Whatever the reason, Nixon quickly approved the CIA plan. And Bradley and Craven were left to whisper their dissent to themselves and to one another. No one else, it seemed, cared to listen. If anything, Craven was rewarded for his protest by being shut out of the operation. The largest deep-water undertaking ever was going to go forward without the guidance of the men who had made it possible.
It would also go forward without Halibut's Commander Moore. It was time for Rickover to make his move, to crack down on this world that had tried to exclude him. The admiral had stood by when Moore's predecessor claimed higher authority for Halibut than Rickover's Naval Reactors Branch. Rickover had observed tens of millions being poured into Halibut while he himself came under fire when NR-1's $30 million budget ballooned to $90 million. He had bided his time while Nixon awarded Halibut the Presidential Unit Citation (PUC), the highest submarine award possible.

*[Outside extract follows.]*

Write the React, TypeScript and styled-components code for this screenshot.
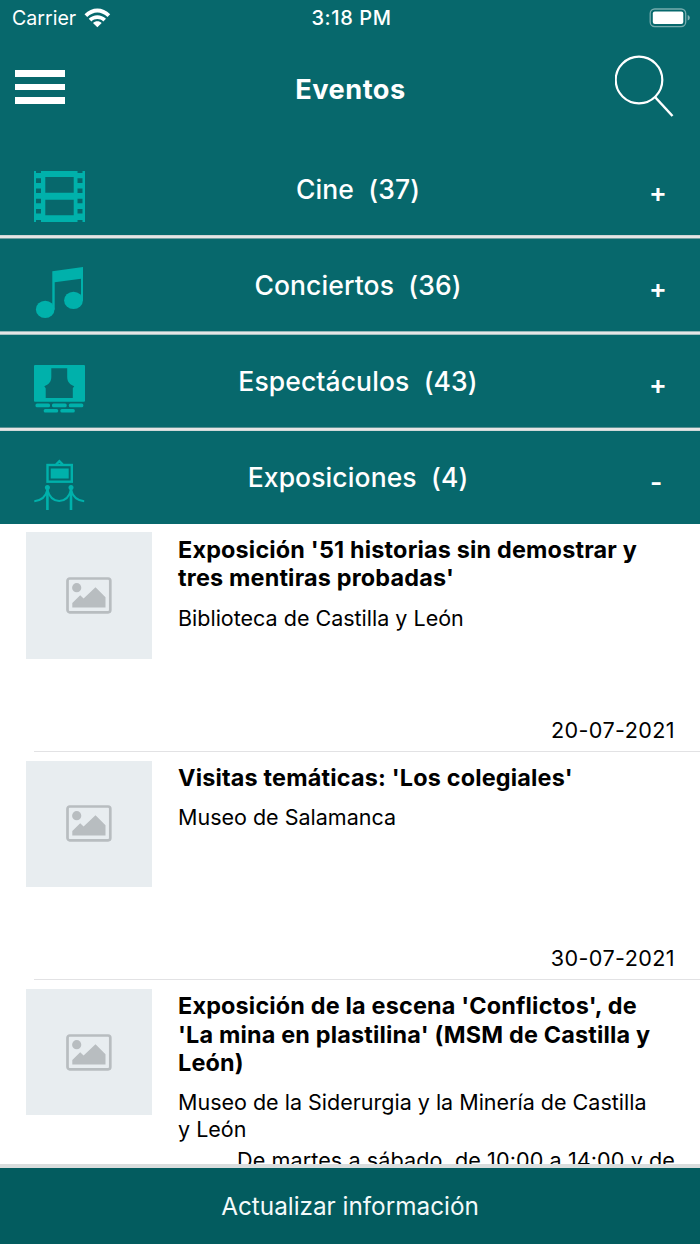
import React from 'react';
import styled, { createGlobalStyle } from 'styled-components';

const GlobalStyle = createGlobalStyle`
  * { box-sizing: border-box; }
  body { margin: 0; font-family: Inter, "Liberation Sans", sans-serif; }
  h1, h2, h3, p, ul { margin: 0; padding: 0; font: inherit; }
  button { border: 0; padding: 0; background: none; color: inherit; font: inherit; }
`;

const teal = '#07686c';
const accent = '#00b1ab';

const Screen = styled.div`
  display: flex;
  flex-direction: column;
  width: 700px;
  height: 1244px;
  overflow: hidden;
  background: #fff;
`;

const StatusBar = styled.div`
  flex: none;
  display: grid;
  grid-template-columns: 1fr auto 1fr;
  align-items: center;
  height: 36px;
  padding: 0 9px 0 12px;
  background: ${teal};
  color: #fff;
`;

const Carrier = styled.div`
  display: flex;
  align-items: center;
  gap: 8px;
  font-size: 19.6px;
  line-height: 24px;
`;

const Clock = styled.div`
  font-size: 20px;
  line-height: 24px;
  font-weight: 500;
  letter-spacing: 0.6px;
`;

const Battery = styled.svg`
  justify-self: end;
  display: block;
  margin-top: -1px;
`;

const NavBar = styled.header`
  flex: none;
  display: grid;
  grid-template-columns: 100px 1fr 100px;
  height: 107px;
  background: ${teal};
  color: #fff;
`;

const MenuButton = styled.button`
  display: flex;
  flex-direction: column;
  gap: 7px;
  width: 50px;
  margin: 34px 0 0 15px;
  align-self: start;
`;

const MenuBar = styled.span`
  height: 6.6px;
  background: #fff;
`;

const NavTitle = styled.h1`
  padding: 37px 0 0 1px;
  text-align: center;
  font-size: 27.2px;
  line-height: 34px;
  font-weight: 700;
  letter-spacing: 0.5px;
`;

const SearchButton = styled.button`
  justify-self: end;
  align-self: start;
  margin: 18px 25px 0 0;
  line-height: 0;
`;

const CategoryRow = styled.button<{ $open: boolean }>`
  flex: none;
  display: grid;
  grid-template-columns: 52px 1fr 51px;
  align-items: start;
  height: ${(p) => (p.$open ? 93 : 92)}px;
  padding-left: 34px;
  background: ${teal};
  color: #fff;
`;

const CategoryIcon = styled.svg`
  display: block;
  margin-top: 28px;
  fill: ${accent};
`;

const CategoryName = styled.span`
  padding: 30px 19px 0 0;
  text-align: center;
  white-space: pre;
  font-size: 26.5px;
  line-height: 32px;
  font-weight: 550;
  letter-spacing: 0.1px;
`;

const Toggle = styled.span<{ $open: boolean }>`
  padding: ${(p) => (p.$open ? '35px 0 0 1px' : '33px 0 0 0')};
  text-align: left;
  font-size: 26.5px;
  line-height: 32px;
  font-weight: 600;
`;

const Divider = styled.div<{ $top: string; $bottom: string }>`
  flex: none;
  height: 4px;
  background: #e5e5e5;
  border-top: 1px solid ${(p) => p.$top};
  border-bottom: 1px solid ${(p) => p.$bottom};
`;

const EventList = styled.ul`
  flex: 1;
  min-height: 0;
  overflow: hidden;
  list-style: none;
`;

const EventItem = styled.li<{ $fit: boolean }>`
  display: flex;
  flex-direction: column;
  min-height: ${(p) => (p.$fit ? '0' : '228.2px')};
`;

const EventContent = styled.div`
  flex: 1;
  display: grid;
  grid-template-columns: 127px 1fr;
  column-gap: 25.500px;
  padding: 8.4px 25px 7.4px 25.5px;
`;

const Thumb = styled.div`
  display: flex;
  align-items: center;
  justify-content: center;
  width: 126.5px;
  height: 126.5px;
  padding-left: 1px;
  background: #e8edf0;
`;

const EventText = styled.div`
  display: flex;
  flex-direction: column;
  padding-top: 3.6px;
  color: #000;
`;

const EventTitle = styled.h3`
  white-space: pre-line;
  font-size: 23.4px;
  line-height: 28.4px;
  font-weight: 700;
  letter-spacing: 0.18px;
`;

const Venue = styled.p`
  margin-top: 11.8px;
  white-space: pre-line;
  font-size: 21.5px;
  line-height: 26.2px;
`;

const When = styled.p<{ $spacing: number }>`
  margin-top: auto;
  padding-top: 5.4px;
  text-align: right;
  white-space: nowrap;
  font-size: 21.6px;
  line-height: 26.2px;
  letter-spacing: ${(p) => p.$spacing}px;
`;

const Separator = styled.div`
  height: 1.5px;
  margin-left: 34px;
  background: #e2e2e4;
`;

const Footer = styled.button`
  flex: none;
  height: 80px;
  border-top: 4px solid #d9dddd;
  background: #035c5f;
  color: #f4fafa;
  font-size: 24.3px;
  line-height: 30px;
`;

const WifiIcon = () => (
  <svg width="27" height="20" viewBox="0 0 27 20" fill="#fff">
    <path d="M0.5 6.3C8 -1.4 18.700 -1.4 26.200 6.300L23.500 9C17.400 3 9.300 3 3.200 9Z" />
    <path d="M4.700 10.700C9.500 6 17.200 6 22 10.700L19.300 13.400C16 10.200 10.700 10.200 7.400 13.400Z" />
    <path d="M9 15C11.300 12.700 15.400 12.700 17.700 15L13.350 19.300Z" />
  </svg>
);

const SearchIcon = () => (
  <svg width="60" height="64" viewBox="0 0 60 64" fill="none" stroke="#fff" strokeWidth="2.200">
    <circle cx="24" cy="26" r="23.300" />
    <path d="M40 43L57.500 62" strokeWidth="2.500" />
  </svg>
);

const FilmIcon = () => (
  <path
    fillRule="evenodd"
    d="M0 0H2V2H7V0H43.500V2H48.500V0H51V51H48.500V49H43.500V51H7V49H2V51H0Z
       M2 7.300H7V12H2Z M2 17.500H7V22H2Z M2 27.700H7V32.300H2Z M2 38H7V42.500H2Z
       M43.500 7.300H48.500V12H43.500Z M43.500 17.500H48.500V22H43.500Z M43.500 27.700H48.500V32.300H43.500Z M43.500 38H48.500V42.500H43.500Z
       M11.300 6H39.700V21.700H11.300Z M11.300 28.700H39.700V44.300H11.300Z"
  />
);

const MusicIcon = () => (
  <>
    <path d="M18.300 4.300L49 0V33.500H47V11.700L20.700 15.200V42.500H18.300Z" />
    <ellipse cx="11.200" cy="42.400" rx="9.300" ry="8.600" />
    <ellipse cx="39.500" cy="33.400" rx="9.400" ry="8.600" />
  </>
);

const StageIcon = () => (
  <>
    <path
      fillRule="evenodd"
      d="M1 2H50Q51 2 51 3V37.700Q51 38.700 50 38.700H1Q0 38.700 0 37.700V3Q0 2 1 2Z
         M17.300 5.300H33.200V14C33.200 19 36 21.500 40.200 23.300L38.800 25.300V35H11.700V25.300L10.300 23.300C14.500 21.500 17.300 19 17.300 14Z"
    />
    <rect x="1.500" y="40.600" width="14.500" height="3.600" rx="1.500" />
    <rect x="18" y="40.600" width="14.700" height="3.600" rx="1.500" />
    <rect x="34.800" y="40.600" width="14.500" height="3.600" rx="1.500" />
    <rect x="9.700" y="46" width="14.500" height="3.600" rx="1.500" />
    <rect x="26.300" y="46" width="14.500" height="3.600" rx="1.500" />
  </>
);

const ExhibitIcon = () => (
  <>
    <rect x="13.500" y="6" width="24.300" height="16.700" fill="none" stroke={accent} strokeWidth="2.400" />
    <rect x="16.700" y="9.500" width="18" height="10" />
    <path d="M22.500 5L25.400 2.200L28.300 5" fill="none" stroke={accent} strokeWidth="2.400" strokeLinecap="round" />
    <circle cx="13.400" cy="28.400" r="2.500" />
    <circle cx="37" cy="28.400" r="2.500" />
    <g fill="none" stroke={accent} strokeWidth="2.100">
      <path d="M13.400 28V51M37 28V51" strokeWidth="2.600" />
      <path d="M13.400 31C11.500 38.500 7 41.600 0.300 42.200" />
      <path d="M13.400 31C15.500 38.500 19.500 42 25.200 42C31 42 35 38.500 37 31" />
      <path d="M37 31C39 38.500 43.500 41.600 50.200 42.200" />
    </g>
  </>
);

const PictureIcon = () => (
  <svg width="46" height="37" viewBox="0 0 46 37" fill="#b8bdc0">
    <rect x="1.500" y="1.500" width="42.800" height="33.800" rx="2.200" fill="none" stroke="#b8bdc0" strokeWidth="2.700" />
    <circle cx="10.700" cy="10.700" r="4.600" />
    <path d="M6.300 30.500V26L14.200 18.300L17.600 21.600L29.500 10.200L39.500 20.200V30.500Z" />
  </svg>
);

const categories = [
  { name: 'Cine', count: 37, icon: <FilmIcon />, open: false, edge: ['#d0d6d6', '#709fa1'] },
  { name: 'Conciertos', count: 36, icon: <MusicIcon />, open: false, edge: ['#93b5b7', '#a5c0c1'] },
  { name: 'Espectáculos', count: 43, icon: <StageIcon />, open: false, edge: ['#5c9295', '#d0d9d9'] },
  { name: 'Exposiciones', count: 4, icon: <ExhibitIcon />, open: true, edge: null },
];

const events = [
  {
    title: "Exposición '51 historias sin demostrar y\ntres mentiras probadas'",
    venue: 'Biblioteca de Castilla y León',
    when: '20-07-2021',
    spacing: 0.4,
    fit: false,
  },
  {
    title: "Visitas temáticas: 'Los colegiales'",
    venue: 'Museo de Salamanca',
    when: '30-07-2021',
    spacing: 0.4,
    fit: false,
  },
  {
    title: "Exposición de la escena 'Conflictos', de\n'La mina en plastilina' (MSM de Castilla y\nLeón)",
    venue: 'Museo de la Siderurgia y la Minería de Castilla\ny León',
    when: 'De martes a sábado, de 10:00 a 14:00 y de',
    spacing: 0.08,
    fit: true,
  },
];

export default function App() {
  return (
    <>
      <GlobalStyle />
      <Screen>
        <StatusBar>
          <Carrier>
            Carrier
            <WifiIcon />
          </Carrier>
          <Clock>3:18 PM</Clock>
          <Battery width="42" height="20" viewBox="0 0 42 20">
            <rect x="1.200" y="1" width="35.500" height="17.600" rx="4.500" fill="none" stroke="#fff" strokeOpacity="0.450" strokeWidth="1.300" />
            <rect x="3.800" y="3.500" width="30.500" height="12.500" rx="2" fill="#fff" />
            <path d="M38.700 7Q40.800 7.800 40.800 9.800Q40.800 11.800 38.700 12.600Z" fill="#fff" fillOpacity="0.500" />
          </Battery>
        </StatusBar>
        <NavBar>
          <MenuButton aria-label="Menú">
            <MenuBar />
            <MenuBar />
            <MenuBar />
          </MenuButton>
          <NavTitle>Eventos</NavTitle>
          <SearchButton aria-label="Buscar">
            <SearchIcon />
          </SearchButton>
        </NavBar>
        {categories.map((c) => (
          <React.Fragment key={c.name}>
            <CategoryRow $open={c.open}>
              <CategoryIcon width="52" height="52" viewBox="0 0 52 52">
                {c.icon}
              </CategoryIcon>
              <CategoryName>{`${c.name}  (${c.count})`}</CategoryName>
              <Toggle $open={c.open}>{c.open ? '-' : '+'}</Toggle>
            </CategoryRow>
            {c.edge && <Divider $top={c.edge[0]} $bottom={c.edge[1]} />}
          </React.Fragment>
        ))}
        <EventList>
          {events.map((e) => (
            <EventItem key={e.title} $fit={e.fit}>
              <EventContent>
                <Thumb>
                  <PictureIcon />
                </Thumb>
                <EventText>
                  <EventTitle>{e.title}</EventTitle>
                  <Venue>{e.venue}</Venue>
                  <When $spacing={e.spacing}>{e.when}</When>
                </EventText>
              </EventContent>
              <Separator />
            </EventItem>
          ))}
        </EventList>
        <Footer>Actualizar información</Footer>
      </Screen>
    </>
  );
}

And he was unmoved when Moore won the Distinguished Service Medal for finding the Golf.
All the while, Rickover's reactor specialists at the shipyard were focused on Halibut. Her men became so agitated under the constant scrutiny that Moore suspected they were making mistakes just to give Rickover's men something to mark down, just enough so that the men would he satisfied and leave. Crew members weren't admitting as much, but Moore knew the tension was getting to them, just as he knew that it was only a matter of time until Rickover had the ammunition he was looking for. He was going to send a fleet-shaking salvo that no submarine, no matter its mission or its accomplishments, was beyond his reach or the reach of his safety inspectors.
He got his opening early one morning in 1969. Halibut had been moved to the Mare Island Naval Shipyard, just out of San Francisco. Her reactor was being refueled while her officers were distracted by yet another refit designed to enhance Halibut's deep-sea capabilities. Rickover was scheduled to come to the sub that day, only nobody on board knew when. Moore was back at his shore quarters, six blocks away from Halibut's dock, when the admiral arrived at Mare Island, dressed as usual in civilian clothes.

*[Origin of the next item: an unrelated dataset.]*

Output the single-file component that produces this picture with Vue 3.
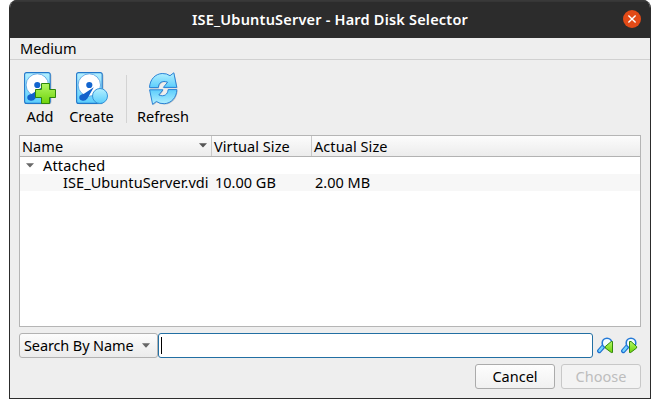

Rickover first encountered a pair of Marine guards who refused to let him past the gate. That wouldn't have been too much of a prob lem-these men might not have recognized Rickover in person, but they would have known his name. All he had to do was show his identification, and that, he refused to do. He was infuriated that anyone at a sub base could fail to recognize him on sight. He crashed the gate. Later, Moore would hear that the admiral raced down the causeway on foot, guards in chase. He was caught and again asked to show his identification. By the time the guards had been satisfied, Rickover stormed straight to the office of Robert Metzger, his reactor-safety chief on Mare Island. Still infuriated, Rickover decided not to go to Halibut himself. Instead, he sent a representative, one of the men who had traveled with him from D.C. In doing so, Rickover set the stage for history to repeat itself.
Just about anyone on the sub would have recognized Rickover immediately and no one would have questioned him. Nobody, however, knew his representative, so the young submariner serving topside watch did what he was supposed to do. He approached the man and asked for identification, then called down to the duty officer who ended up denying Rickover's man access.
When Moore heard about all of this, he immediately sought out Rickover. The admiral didn't give him much chance to smooth things over. Instead, he barked, "Moore, you ought to worry about your career." Then he demanded, "And what are you going to do to the duty officer who denied us access?"
Rickover never did bother to inspect Halibut, but the sub would feel his wrath. The constant review of Halibut reactor operations continued. Halibut's crew knew there was enough to find, if you noted every small move, a wrong wrench used, a failure to exactly follow procedures, and more.